I was ready to call it quits, but our ringleader replied, ‘It’s your policy.’
The manager stared at him for a minute and then lost the standoff. He started angrily scanning each item, pounding on the keyboard to discount the prices to free, and just tossing the food down the belt for the poor checker to bag. I was super uncomfortable, but my friend who hatched the plan is a soulless ginger.
‘Can you please handle our food more carefully?’ the soulless ginger asked the manager. ‘It’s for a party.’
From the look on the manager’s face, I thought the guy was going to jump the counter. It took quite a while to ring up four carts worth of stuff. The total ended up being over $400 of free food. I was dying, but my buddy was loving every minute of it, even directing the kid bagging to put some items in plastic vs. paper, what should go on top because it was fragile, etc. The manager yanked the receipt off the register, threw it at my friend, and storms off back to the office. We packed up and headed out.
We threw a bomb barbecue the next night and had enough meat to freeze and use the next weekend. We decided to give it a week to cool off. Two weeks later, we headed back on a Thursday night.

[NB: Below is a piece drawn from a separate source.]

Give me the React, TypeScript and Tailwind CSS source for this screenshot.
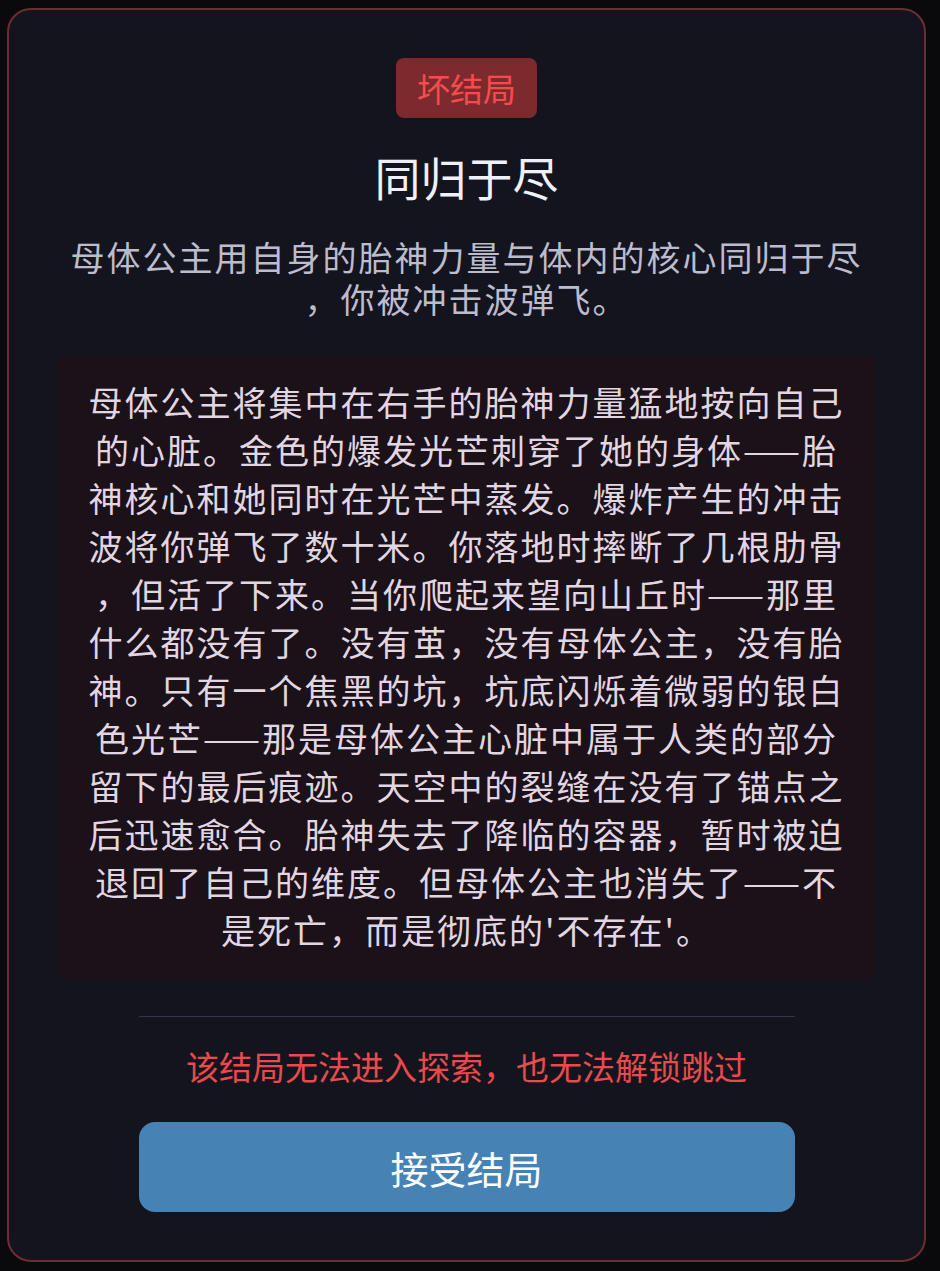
const story =
  "母体公主将集中在右手的胎神力量猛地按向自己的心脏。金色的爆发光芒刺穿了她的身体——胎神核心和她同时在光芒中蒸发。爆炸产生的冲击波将你弹飞了数十米。你落地时摔断了几根肋骨，但活了下来。当你爬起来望向山丘时——那里什么都没有了。没有茧，没有母体公主，没有胎神。只有一个焦黑的坑，坑底闪烁着微弱的银白色光芒——那是母体公主心脏中属于人类的部分留下的最后痕迹。天空中的裂缝在没有了锚点之后迅速愈合。胎神失去了降临的容器，暂时被迫退回了自己的维度。但母体公主也消失了——不是死亡，而是彻底的'不存在'。";

// Ending dialog shown when the player lands on a bad ending
function EndingModal() {
  return (
    <div className="w-[919px] rounded-3xl border-2 border-[#6f2c33] bg-[#14141f] px-12 pt-12 pb-12 flex flex-col items-center">
      <span className="h-[60px] px-[21px] rounded-lg bg-[#7d2a2f] text-[#f44c4c] text-[33px] leading-[60px]">
        坏结局
      </span>

      <h2 className="mt-[30px] text-[46px] leading-[56px] text-[#f0f0f8] font-normal">同归于尽</h2>

      <p className="mt-8 w-full text-center text-[34px] tracking-[2px] leading-[42px] text-[#bcbccd] [line-break:anywhere]">
        母体公主用自身的胎神力量与体内的核心同归于尽，你被冲击波弹飞。
      </p>

      <div className="mt-[35px] w-full rounded-lg bg-[#1b1118] px-[30px] pt-[23px] pb-[26px]">
        <p className="text-center text-[34px] tracking-[2px] leading-[48px] text-[#e2d6e2] [line-break:anywhere]">
          {story}
        </p>
      </div>

      <div className="mt-9 h-px w-[656px] bg-[#33334a]" />

      <p className="mt-[27px] text-[33px] leading-[44px] text-[#e94a4c]">该结局无法进入探索，也无法解锁跳过</p>

      <button className="mt-[34px] h-[90px] w-[656px] rounded-2xl bg-[#4682b4] text-[38px] text-white">
        接受结局
      </button>
    </div>
  );
}

export default function App() {
  return (
    <div
      className="min-h-screen bg-[#0a0a0d] pl-[7px] pt-2 pb-2"
      style={{ fontFamily: '"Noto Sans CJK SC", "Noto Sans", sans-serif' }}
    >
      <EndingModal />
    </div>
  );
}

By that time, Albertson’s quality control group had been on it though. We found maybe a handful of items that were expired. Not easily deterred, my friend suggested that we head to the next suburb over.

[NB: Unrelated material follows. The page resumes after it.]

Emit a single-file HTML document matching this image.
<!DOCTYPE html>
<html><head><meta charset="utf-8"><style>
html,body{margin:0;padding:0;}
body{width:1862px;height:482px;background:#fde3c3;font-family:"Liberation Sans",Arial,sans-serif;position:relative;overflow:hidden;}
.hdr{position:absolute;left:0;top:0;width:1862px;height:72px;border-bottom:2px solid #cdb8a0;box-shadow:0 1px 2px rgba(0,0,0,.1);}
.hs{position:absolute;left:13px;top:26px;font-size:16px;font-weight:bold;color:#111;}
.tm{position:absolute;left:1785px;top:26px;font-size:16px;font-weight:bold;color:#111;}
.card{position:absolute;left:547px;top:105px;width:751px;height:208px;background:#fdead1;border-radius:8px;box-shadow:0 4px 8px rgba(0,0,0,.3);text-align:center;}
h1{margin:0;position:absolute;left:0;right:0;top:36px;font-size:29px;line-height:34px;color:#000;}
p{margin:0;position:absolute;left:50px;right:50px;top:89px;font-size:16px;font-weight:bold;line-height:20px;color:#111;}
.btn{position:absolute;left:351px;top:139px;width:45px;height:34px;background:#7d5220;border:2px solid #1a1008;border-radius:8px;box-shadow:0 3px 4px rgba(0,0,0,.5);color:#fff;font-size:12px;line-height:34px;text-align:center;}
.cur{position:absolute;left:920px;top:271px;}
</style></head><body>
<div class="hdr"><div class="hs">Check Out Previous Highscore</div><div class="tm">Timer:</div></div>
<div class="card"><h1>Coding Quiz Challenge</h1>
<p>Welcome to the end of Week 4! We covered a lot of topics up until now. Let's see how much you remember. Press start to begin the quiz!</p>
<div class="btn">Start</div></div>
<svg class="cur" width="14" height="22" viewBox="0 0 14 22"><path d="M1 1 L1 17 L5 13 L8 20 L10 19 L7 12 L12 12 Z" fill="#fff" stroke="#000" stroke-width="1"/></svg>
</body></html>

Fifteen minutes later, we were back to filling up shopping carts full of loot again. The same scenario played out, but this manager had more of a ‘not my problem’ attitude and just sent us on our way.
Weekend Number 3 rolled around and we went to Albertson’s to scope things out. As we started browsing another friend asked, ‘Hey, where are all the ‘Freshness Guarantee’ signs?’
We did not see any, so our ringleader headed to the front and asked the checker. It was gone. Our plan lasted less than a month. We had stockpiled enough food to last two months and threw some great parties. I cannot say for certain that we single-handedly broke their policy, but we like to think so.”
Funny How A Manager’s Idea To Save Money Can Backfire So Gloriously
“I used to work at a restaurant and the manager decided food costs were too high due to people snacking and stealing food. He attempted to remedy this by giving out meal vouchers if you worked a full shift.
I started to buy up vouchers that others were not using for 25% of the value. Then, I would resell the vouchers to short shift people for 50% of value. Then I started trading meals, bought with my vouchers, to the pizza place across the street that my friend worked at. I would sell the pizza for $1 a slice to everyone. I started to make about $20-30 extra per shift.
Then, the manager found out and ended it all. This only lasted a few weeks. It was also a great example of how I ruined something for everyone else.”
She Had ALL The Rewards Points
“I had one of those club cards at a salad franchise. You accumulate points with each purchase and then you can spend points to buy food items.
I was at the cash register one day and they told me I had enough points to get a free salad. It did not seem quite right, but OK. A week later I went in again and they told me I have enough points for a free salad.
Wow. I’ll take it, but hmmmm.
I checked on their website. I had an unreasonable amount of points. Every time I spent points, my total would not go down, so there was some kind of weird glitch with my card. I ate salad every day for a couple of weeks. Then, one day, the card just didn’t work anymore. It was a good run while it lasted.”
He Liked His Contest Tapped, Not Spun
“Taco Bell used to have this coin drop game in which you would drop a quarter into a transparent box, spin the box around, and the quarter would fall down ‘stairs’ and if you could make it to the last stair you would win a free burrito. The spinning caused centripetal force, which would eventually pull the quarter to the edge of the fourth stair by the time you got there, causing it to fall over the edge.
However, if instead of spinning, you could manipulate the coin another way that would get the coin to the last stair every single time.”